Özbekistân'daki târihî eserler
24/05/2022 Salı Köşe yazarı R.A
Sovyetler Birliğinin dağılmasından sonra bu târihî eserler de
hürriyetlerine kavuşmuş ve büyük bir restorasyon faâliyeti başlamıştır...
İlk çağlardan beri, bu bölgelerde, önceleri Türkler ve Îrânlılar yaşamış; buralarda Asyâ Hûn, Göktürk ve Uygur İmparatorlukları; Sâmânîler; Karahânlı, Gazneli, Büyük Selçuklu ve Hârezmşâhlar Devletleri; Tîmûr İmparatorluğu, Çağatay Hânlığı ve Şeybânîler hâkim olmuşlardır.
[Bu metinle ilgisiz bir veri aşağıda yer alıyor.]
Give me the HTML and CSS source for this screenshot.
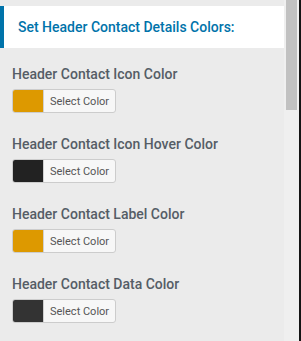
FILE: index.html
```html
<!DOCTYPE html>
<html>
<head>
<meta charset="utf-8">
<link rel="stylesheet" href="styles.css">
</head>
<body>
<div class="frame">
  <div class="content">
    <div class="heading">Set Header Contact Details Colors:</div>
    <div class="field">
      <div class="label">Header Contact Icon Color</div>
      <button class="picker"><span class="swatch orange"></span><span class="picker-text">Select Color</span></button>
    </div>
    <div class="field">
      <div class="label">Header Contact Icon Hover Color</div>
      <button class="picker"><span class="swatch dark1"></span><span class="picker-text">Select Color</span></button>
    </div>
    <div class="field">
      <div class="label">Header Contact Label Color</div>
      <button class="picker"><span class="swatch orange"></span><span class="picker-text">Select Color</span></button>
    </div>
    <div class="field">
      <div class="label">Header Contact Data Color</div>
      <button class="picker"><span class="swatch dark2"></span><span class="picker-text">Select Color</span></button>
    </div>
  </div>
  <div class="scrollbar"><div class="thumb"></div></div>
  <div class="edge"></div>
</div>
</body>
</html>
```
FILE: styles.css
```css
html, body {
  margin: 0;
  padding: 0;
  width: 301px;
  height: 341px;
  overflow: hidden;
  background: #ebebeb;
  font-family: Roboto, "Noto Sans", Arial, sans-serif;
}
.frame {
  display: flex;
  width: 301px;
  height: 341px;
}
.content {
  width: 284px;
  flex: none;
  padding-top: 6px;
  box-sizing: border-box;
  display: flex;
  flex-direction: column;
  gap: 23px;
}
.heading {
  background: #fff;
  border-left: 4px solid #0073aa;
  height: 42px;
  box-sizing: border-box;
  padding-left: 14px;
  display: flex;
  align-items: center;
  font-size: 14px;
  font-weight: 500;
  color: #0073aa;
  margin-bottom: -5px;
}
.field {
  padding-left: 12px;
  display: flex;
  flex-direction: column;
  align-items: flex-start;
  gap: 7px;
}
.label {
  font-size: 14px;
  line-height: 16px;
  font-weight: 500;
  color: #555d66;
}
.picker {
  display: flex;
  align-items: center;
  height: 24px;
  padding: 0;
  margin: 0;
  border: 1px solid #cccccc;
  border-radius: 3px;
  background: #f7f7f7;
  box-sizing: border-box;
  width: 104px;
  overflow: hidden;
  font-family: inherit;
}
.swatch {
  width: 30px;
  height: 22px;
  flex: none;
  border-right: 1px solid #d0d0d0;
}
.orange { background: #dd9900; }
.dark1 { background: #222222; }
.dark2 { background: #333333; }
.picker-text {
  font-size: 11px;
  color: #555555;
  padding-left: 6px;
}
.scrollbar {
  width: 15px;
  flex: none;
  background: #efefef;
  padding-left: 2px;
  box-sizing: border-box;
}
.thumb {
  width: 11px;
  height: 110px;
  background: #c1c1c1;
}
.edge {
  width: 2px;
  flex: none;
  background: #141414;
}
```
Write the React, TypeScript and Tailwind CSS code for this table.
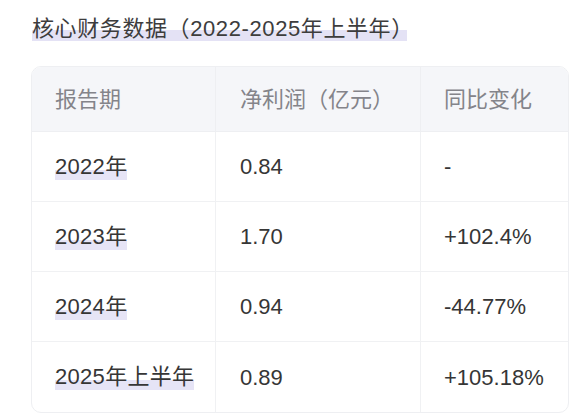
import React from "react";

const rows = [
  { p: "2022年", v: "0.84", c: "-" },
  { p: "2023年", v: "1.70", c: "+102.4%" },
  { p: "2024年", v: "0.94", c: "-44.77%" },
  { p: "2025年上半年", v: "0.89", c: "+105.18%" },
];

const font = "font-['Liberation_Sans','Noto_Sans_CJK_SC',sans-serif]";

export default function App() {
  return (
    <div className={`w-[570px] h-[414px] overflow-hidden bg-white ${font}`}>
      <div className="pl-[32px] pt-[14px] h-[66px]">
        <span className="text-[22px] leading-[30px] tracking-[0.6px] text-[#3d3d3d] bg-[linear-gradient(transparent_55%,#e4e2f5_55%)]">
          核心财务数据（2022-2025年上半年<span className="tracking-[-6px]">）</span>
        </span>
      </div>
      <div className="ml-[31px] w-[538px] rounded-[10px] border border-[#eeeff2] overflow-hidden">
        <div className="flex h-[65px] bg-[#f5f6f9] text-[#84848a] text-[22px] border-b border-[#eeeff2]">
          <div className="w-[184px] pl-[23px] flex items-center border-r border-[#eeeff2]">报告期</div>
          <div className="w-[205px] pl-[24px] flex items-center border-r border-[#eeeff2]">净利润（亿元）</div>
          <div className="flex-1 pl-[23px] flex items-center">同比变化</div>
        </div>
        {rows.map((r, i) => (
          <div
            key={r.p}
            className={`flex h-[70px] text-[22px] text-[#363636] ${i < rows.length - 1 ? "border-b border-[#f0f1f3]" : ""}`}
          >
            <div className="w-[184px] pl-[23px] flex items-center border-r border-[#f0f1f3]">
              <span className="leading-[26px] tracking-[0.3px] bg-[linear-gradient(transparent_62%,#e6e4f6_62%)]">{r.p}</span>
            </div>
            <div className="w-[205px] pl-[24px] flex items-center border-r border-[#f0f1f3]">{r.v}</div>
            <div className="flex-1 pl-[23px] flex items-center">{r.c}</div>
          </div>
        ))}
      </div>
    </div>
  );
}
Müslümânların, “Mâverâünnehr”e
ilk defâ; 667’de “el-Hakem
bin Ömer el-Gıfârî” komutasında gelerek üç yıl kaldıkları,
daha sonra “Kuteybe
bin Müslim”in düzenlediği seferler netîcesinde, küçük bir kısım
hâriç, bütün bölgenin
Müslümânların hâkimiyetine girdiği ve bölgede İslâmiyyet’in hızla yayıldığı
bilinmektedir.
Buhârâ’da, dün zikrettiğimiz büyük
âlim ve velîlerin türbe ve külliyyelerinden başka, Leb-i Havz Câmii, Mîr Arab
Medresesi, Kalan Minâresi, Ark Kalesi gibi târihî ziyâret mekânları da
mevcuttur.
Semerkant’ta, Şâh-ı Zinde (Kusem bin Abbâs)
külliyyesi, Ebu’l-Leys-i Semerkandî Türbesi, Tîmûr Hân Türbesi, Uluğbey
Türbesi, Uluğbey Rasadhânesi, Uluğbey Medresesi, Tilla Kârî Câmii ve Medresesi,
Şirdâr Medresesi, Bîbî Hanım Mescidi, Registân Meydânı gibi târihî ziyâret
mahalleri vardır.
Taşkent’te de Zengi Atâ hazretleri Türbe ve
Külliyyesi, Barak Han Medresesi, Kökel Taş Medresesi, Emîr Tîmûr Müzesi, Cuma
Mescidi, Alî Şîr Nevâî Müzesi gibi ziyâret yerleri mevcut. Orada Nûreddîn-i
Taşkendî hazretleri de var. Hazret-i Osmân Efendimizin okurken üzerinde şehîd
edildiği Mushaf-ı Şerîf de buradadır.
Bu beldelerde (yanî Özbekistân, hattâ bütün Türkistân’da)
yetişen büyük âlimler, ciltler dolusu eserler yazdılar; pekçok talebe
yetiştirdiler; bütün dünyâya ilim-irfânı, İslâmiyetin örnek ahlâkını yaydılar. Fakat
gerek vahşi Moğollar, gerekse dînsiz komünistler bu bölgeyi ele geçirince, Türk
milletinin, dînî âbidelerle süsleyip, İslâm mîmârîsi ile şarkın birer
pırlantası hâline getirdiği Buhârâ, Semerkand, Taşkent ve Kaşgar gibi
Mâverâünnehir şehirlerinin kütüphânelerinde mevcut olan milyonlarca kitâbı
[Kur’ân-ı kerîm ve hadîs kitapları başta olmak üzere, bütün dînî eserleri],
sokaklarda ayaklar altında çiğnediler, yırtıp yaktılar. Kitaplarını teslim
etmeyen binlerce Müslümanı ve din âlimlerinin büyük kısmını Sibirya’ya sürdüler
ve şehit ettiler.
Komünistler,
İslâmî kitâbları yok etmekle iktifâ etmediler, yalnız Buhârâ’da 360 câmi ve
mescidi yıktılar. Bir medrese, ateizm (dînsizlik, dîn aleyhtarlığı) müzesi
olarak kullanılmak için bırakıldı. Semerkand’daki Uluğ Bey Medresesi de dîn
aleyhtârlığı müzesi olarak kullanılmıştır.
Ruslar
yalnız İslâm mâbedlerine el atmakla kalmamış, bölgede bulunan kiliseleri de
kapatarak basketbol ve voleybol salonu yapmışlardır.
Sovyetler Birliğinin dağılmasından sonra bu târihî eserler ve mâbetler de hürriyetlerine kavuşmuş ve büyük bir tâmîr ve restorasyon faâliyeti başlamıştır. Akıl almaz derecede paralara mal olacak şâhâne tâmîrâtlar yapılmaktadır. Emeği geçenlerin hepsini tebrîk ve takdir ediyor, kendilerine en kalbî şükrânlarımızı sunuyoruz.